Gentile Ercole, solitamente da un po’ evito di rispondere al livore della “gente” che scrive i commenti, ho sempre meno tempo per alimentare il disequilibrio delle persone. Ho già scritto abbastanza. Ha voluto fare la sua performance, prego, l’abbiamo approvata. Applausi.
L’unica nota su cui mi preme una risposta è al proposito della “perla”. Ho passato un bel po’ di anni all’università e nonostante la molta distrazione mi sono imbattuto nel puntiglio opportuno di linguisti come Luca Serianni, membro dell’Accademia della Crusca e vicepresidente della Società Dante Alighieri, il quale sosteneva la tesi, discutibile senza dubbio, di un “sé stesso” accentato. Certo su molte questioni la linguistica accademica magari non è in grado comunicare con il resto della popolazione, che bello avere queste occasioni per correggersi a vicenda non crede? Comunque il dibattito è e resta aperto. La vedo particolarmente attento e appassionato. Vuole partecipare?
Saluti
SN
A parte “sé stesso”, che si può scrivere in tutti e due modi, è meglio che riscrivi il tuo articolo, Simone, e riguardati il film di Nanni Moretti “Palombella rossa”, specialmente la scena “le parole sono importanti”.

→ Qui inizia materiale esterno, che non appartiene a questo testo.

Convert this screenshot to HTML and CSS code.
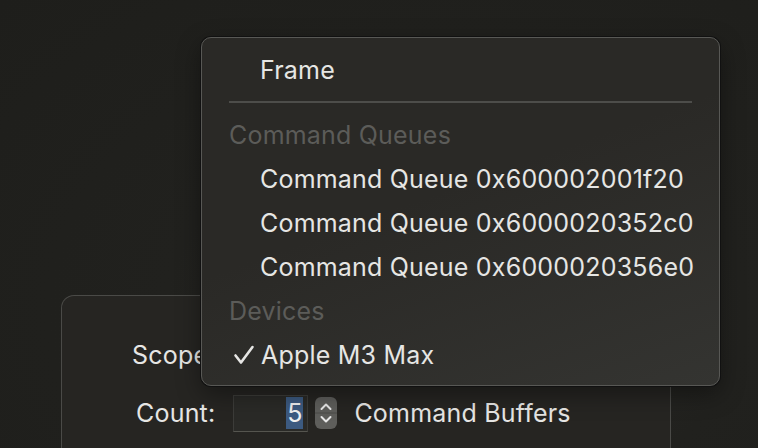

https://www.youtube.com/watch?v=LLhO5oiFFAs
Sono davvero sbalordito dal livello di confronto critico stimolato da Elio Marco! Certe tesi sono proprio inattaccabili. Immagino che, dopo un commento simile, per Nebbia i motivi che dovrebbero spingerlo addirittura a “riscrivere l’articolo” debbano essere assolutamente inequivocabili. Io a volte mi chiedo da dove arrivi tanta arroganza. Linguisti e non linguisti che siano. Grazie, sinceramente e come sempre, di leggerci, ma in certi casi davvero mi cascano un po’ le braccia.